The Reserve coordinates a network of volunteers who monitor shellfish for toxins.
Keeping Tabs on HABs
Harmful Algal Blooms (HABS) are an increasing concern in Alaska, and the state saw its first paralytic shellfish poisoning fatality in more than a decade last year. The impacts of HABs on shellfish threaten public health and Alaska’s economy, which includes an estimated $12.8 million in output related to the annual commercial and wild shellfish harvest.
The Kachemak Bay Reserve initiated an ongoing HABs community monitoring program that is helping citizens, businesses, and the state respond to the challenge. When the flow of imported food to Alaska became restricted due to the pandemic, the Reserve joined with the Alaska Sea Grant Program and the Alaska Ocean Observing System to form the statewide Alaska Harmful Algal Bloom Network. This collaboration is helping to understand and track HABs and their impacts on a harvest that yields 36 million pounds of wild food annually.
The Reserve also works with local shellfish growers, tribes, and resource managers to support phytoplankton monitoring, shellfish sampling, workshops, risk communication training, public service announcements, and weekly monitoring reports.
Understanding Risk, Preparing for the Future
Harmful algal blooms, ocean acidification, increasing water temperatures—the impacts of climate change are reshaping Alaska’s coasts at a speed that makes it hard for the state’s many fisheries-dependent businesses to adapt.

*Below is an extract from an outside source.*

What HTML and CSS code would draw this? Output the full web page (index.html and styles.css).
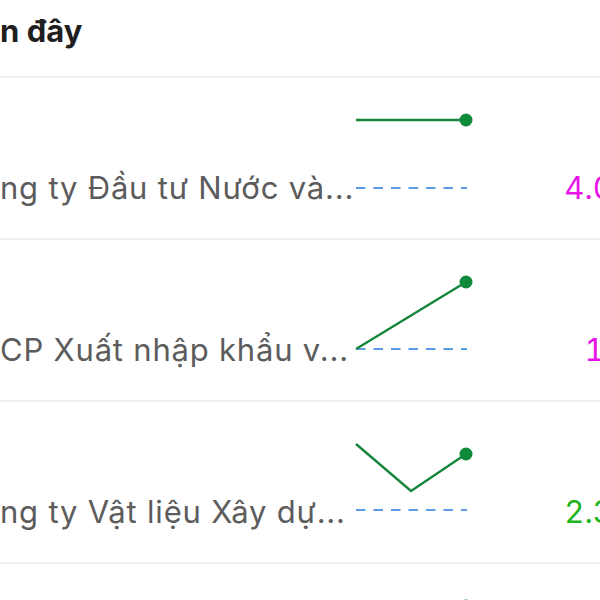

Yet in a recent CNBC survey, only eight percent of local business owners considered the environment critical to their bottomline.Thanks to the Kachemak Bay Reserve’s Fisheries Resilience Index project, awareness of these risks, and what to do to prepare for them, is growing.
“At least 40 percent of small businesses never open their doors again following a natural disaster, according to the Federal Emergency Management Agency,” observes Walker. “Fishermen, processing plants, restaurants, aquaculture farms—when these businesses suffer so do the surrounding communities. This project is about strengthening local fishery-related businesses so they can continue to buoy communities in the face of natural disasters.”
This need rose to the top in a series of climate resilience workshops hosted by the Reserve’s Coastal Training Program in 2016 and 2017. These conversations underscored how important it is for fisheries-dependent businesses to have the tools to understand and plan for the impacts of climate change and natural disasters.
Through the Fisheries Resilience Index, businesses conduct a self-assessment focused on locally-specific issues and relevant science. This process helps them predict whether they are prepared to maintain operations during and after disasters.
Originally developed by the Mississippi-Alabama Sea Grant Consortium, this process was adapted for Alaska communities through a grant from the NERRS Science Collaborative. It was adapted for Alaska based through a series of focus groups with industry leaders, resource managers, business owners, non-profits, and resilience experts, and shared through workshops and trainings.